The States of Guernsey has also engaged with representatives of the finance industry and conducted a public consultation in August 2018 in which reference to the Scoping Paper was made, to which over 200 responses were received. The feedback from that consultation has informed the drafting of the proposed legislation and will assist with the smooth implementation of the changes in due course.

Significance of changes

Whilst no concerns were raised by the Code Group regarding Guernsey's standards of tax transparency, and anti-BEPS compliance, the perceived need for substance requirements falls within the Code Group's new criteria under the principles of 'fair taxation'. Prior to this new criterion being introduced, Guernsey was assessed as non-harmful by the Code Group in 2012 and as recently as July 2018 the OECD assessed Guernsey as achieving the highest rating of 'Compliant' based on Guernsey's legislative and administrative regime for tax transparency and exchange of information with partner jurisdictions.

Nevertheless, the States of Guernsey and the majority of respondents to the public consultation on the proposed changes, acknowledge the necessity of complying with the new criterion. The motivation behind adopting the new substance requirement regime is the concern that being included on an EU blacklist could result in sanctions being imposed by EU Member States, which could be damaging for Guernsey's reputation and economy and undermine its status as a well-regulated, transparent and co-operative jurisdiction. This is so especially as the EU Member States have, in parallel to the Scoping Paper, considered a number of defensive measures in both non-tax and tax areas that can be applied to black-listed jurisdictions in a co-ordinated manner.

Thus, although the intention is to introduce new substance requirements to be complied with on an annual basis for certain businesses in Guernsey, the methodology underpinning compliance builds on existing obligations so as to keep the burden of compliance manageable within existing corporate and regulatory rules and practices relating to local substance. By introducing the new requirements and providing the political commitments requested by the EU, it is hoped that Guernsey will continue to maintain its premier position as a well-regulated, tax transparent international financial centre that is committed to the principles of fair taxation.

Next steps

Assuming the Budget proposals have been approved on 6 November 2018, Guernsey is likely to publish the new ordinance to amend the Tax Law followed by the new regulations and guidance setting out the new substance requirement regime in detail and how it is to be applied. The proposed changes are likely to impact at some level all businesses that file tax returns in Guernsey. As further information becomes available the degree to which individual businesses will be impacted will become clearer.

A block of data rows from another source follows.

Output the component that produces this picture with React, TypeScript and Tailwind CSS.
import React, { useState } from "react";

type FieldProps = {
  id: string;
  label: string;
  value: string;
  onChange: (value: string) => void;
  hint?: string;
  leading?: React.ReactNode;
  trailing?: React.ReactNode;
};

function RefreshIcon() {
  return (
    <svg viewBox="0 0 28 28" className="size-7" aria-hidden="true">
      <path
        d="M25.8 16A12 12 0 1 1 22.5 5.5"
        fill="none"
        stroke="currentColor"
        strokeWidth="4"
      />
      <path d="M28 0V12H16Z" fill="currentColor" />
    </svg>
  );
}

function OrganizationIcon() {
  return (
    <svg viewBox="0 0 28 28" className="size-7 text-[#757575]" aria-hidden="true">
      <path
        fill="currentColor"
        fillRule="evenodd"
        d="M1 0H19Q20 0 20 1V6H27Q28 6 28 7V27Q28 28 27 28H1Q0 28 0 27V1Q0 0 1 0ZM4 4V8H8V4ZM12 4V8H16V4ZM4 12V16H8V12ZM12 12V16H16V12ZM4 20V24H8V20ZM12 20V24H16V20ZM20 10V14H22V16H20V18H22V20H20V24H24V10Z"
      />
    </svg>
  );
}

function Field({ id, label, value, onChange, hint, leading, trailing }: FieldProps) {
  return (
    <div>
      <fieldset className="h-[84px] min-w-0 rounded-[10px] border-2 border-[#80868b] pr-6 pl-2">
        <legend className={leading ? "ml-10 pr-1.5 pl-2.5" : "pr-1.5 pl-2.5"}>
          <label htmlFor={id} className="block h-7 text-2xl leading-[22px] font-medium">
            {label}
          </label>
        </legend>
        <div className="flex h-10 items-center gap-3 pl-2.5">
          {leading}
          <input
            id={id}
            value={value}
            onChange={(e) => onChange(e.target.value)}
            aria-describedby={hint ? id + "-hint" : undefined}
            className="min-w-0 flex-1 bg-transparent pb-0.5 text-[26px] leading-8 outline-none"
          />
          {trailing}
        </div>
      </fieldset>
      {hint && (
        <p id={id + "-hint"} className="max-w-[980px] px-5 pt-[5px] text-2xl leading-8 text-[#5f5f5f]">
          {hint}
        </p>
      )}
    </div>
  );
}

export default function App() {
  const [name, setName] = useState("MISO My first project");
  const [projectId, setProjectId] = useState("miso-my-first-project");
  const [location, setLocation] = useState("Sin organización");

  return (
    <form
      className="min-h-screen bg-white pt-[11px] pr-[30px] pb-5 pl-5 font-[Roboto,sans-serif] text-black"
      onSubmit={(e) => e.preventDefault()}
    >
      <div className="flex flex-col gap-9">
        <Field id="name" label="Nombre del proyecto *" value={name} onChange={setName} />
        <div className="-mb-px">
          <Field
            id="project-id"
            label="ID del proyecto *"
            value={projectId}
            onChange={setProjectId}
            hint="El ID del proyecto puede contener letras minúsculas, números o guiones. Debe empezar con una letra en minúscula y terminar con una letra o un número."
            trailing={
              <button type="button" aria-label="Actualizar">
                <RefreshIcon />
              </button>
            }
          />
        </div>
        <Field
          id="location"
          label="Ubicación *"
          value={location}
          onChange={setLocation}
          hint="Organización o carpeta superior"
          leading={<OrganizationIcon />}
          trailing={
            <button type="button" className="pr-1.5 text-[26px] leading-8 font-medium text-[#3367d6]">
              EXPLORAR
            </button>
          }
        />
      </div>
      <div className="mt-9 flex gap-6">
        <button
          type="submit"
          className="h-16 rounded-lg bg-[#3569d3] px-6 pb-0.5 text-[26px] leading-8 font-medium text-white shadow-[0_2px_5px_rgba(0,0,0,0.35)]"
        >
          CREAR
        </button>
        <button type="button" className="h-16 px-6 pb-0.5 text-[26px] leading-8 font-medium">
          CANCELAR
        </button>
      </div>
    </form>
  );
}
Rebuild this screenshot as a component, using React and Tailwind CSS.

There is a short timeframe within which government is able to draw up the necessary legislation and guidance in order to implement the required changes by 1 January 2019 so as to meet the commitment given to the EU last year. In the meantime companies may like to consider:

  • whether their businesses are likely to be regarded as carrying on relevant activities as listed in the Budget;
  • reviewing their corporate governance procedures and record keeping protocols in the event they are required to demonstrate that the company is directed and managed in Guernsey;
  • assessing levels of staff, expenditure, office accommodation and facilities in terms of adequacy;
  • reviewing outsourcing arrangements;
  • documenting criteria which may be relevant to the demonstration of CIGA and other substance requirements; and
  • reviewing budgets for internal compliance procedures leading to annual tax return submissions going forward.

The content of this article is intended to provide a general guide to the subject matter. Specialist advice should be sought about your specific circumstances.